Это говорит Глеб («Голый год»), но в контексте иных художественных вещей Б. Пильняка совершенно очевидно, что устами Глеба говорит сам автор.
Европейская буржуазная культура зашла в тупик. Это так. Она — сплошная механика. В значительной мере верно. Но были лучшие времена: Кант, Гегель, Маркс, Шиллер, Гете, Ибсен — нужно ли перечислять имена всех, обогативших сокровищницы именно человеческого духа! Да и сейчас можно ли сказать, что «все мертво»? Буржуазная культура на Западе обладает еще большой силой сопротивляемости и в области духовной она еще продолжает бороться за свое господство. Культура Запада «на закате», она обречена, но и в области техники, и в области духа есть огромное наследство, которое нужно воспринять новому миру, а утверждения, что «все мертво», совсем не идут по линии этой преемственности. Да и победить эту культуру можно только ее оружием: сталью и бетоном. Европейское искусство падает стремительно. Но все-таки… Уэльс мечтает о стальных волшебниках, о преображении миров умом человеческим, а у нас еще бредят лешаками, русалками, лесной нежитью.

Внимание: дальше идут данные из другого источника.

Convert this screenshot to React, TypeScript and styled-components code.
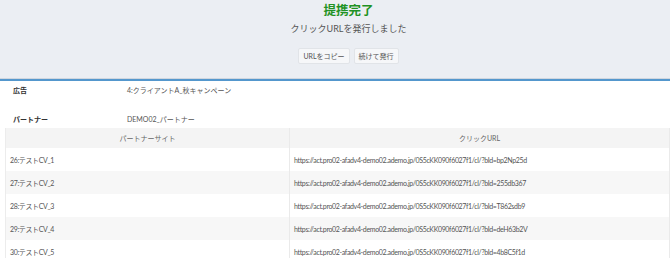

Дальше. Почему от механичности западно-европейской культуры делается этот скачок в такое глубокое прошлое, в допетровскую Русь, а не в лицо будущему смотрит автор? «Там» — сплошная механика, а здесь богатство духа? Где, в чем? Песни, былины, сказки? Но, ведь, это уже не действенное, отжившее. Действенное, живое — в мечтах, преображающих мир, завоевывающих небо, земные недра, океаны. Поэзия и правда крестьянского труда, правда непосредственной жизни? Но она показана Пильняком в конце романа опять-таки с точки зрения обычаев, наговоров, любви в овинах. А тиф, голод, а вши, а покорная пассивность, а эта эпическая деловитая закупка гробов? А эта «скорбь, скорбь, разлитая повсюду в «тысячелетней» исконной жизни»? Все тут — сплошной тупик. Никаким богатством духа тут и не пахнет. «Пусть в России перестанут ходить поезда, — разве нет красоты в лучине, голоде, болестях» (Андрей). Конечно, нет. Какая красота, когда человек извивается как червь, как последняя «дрожащая тварь»!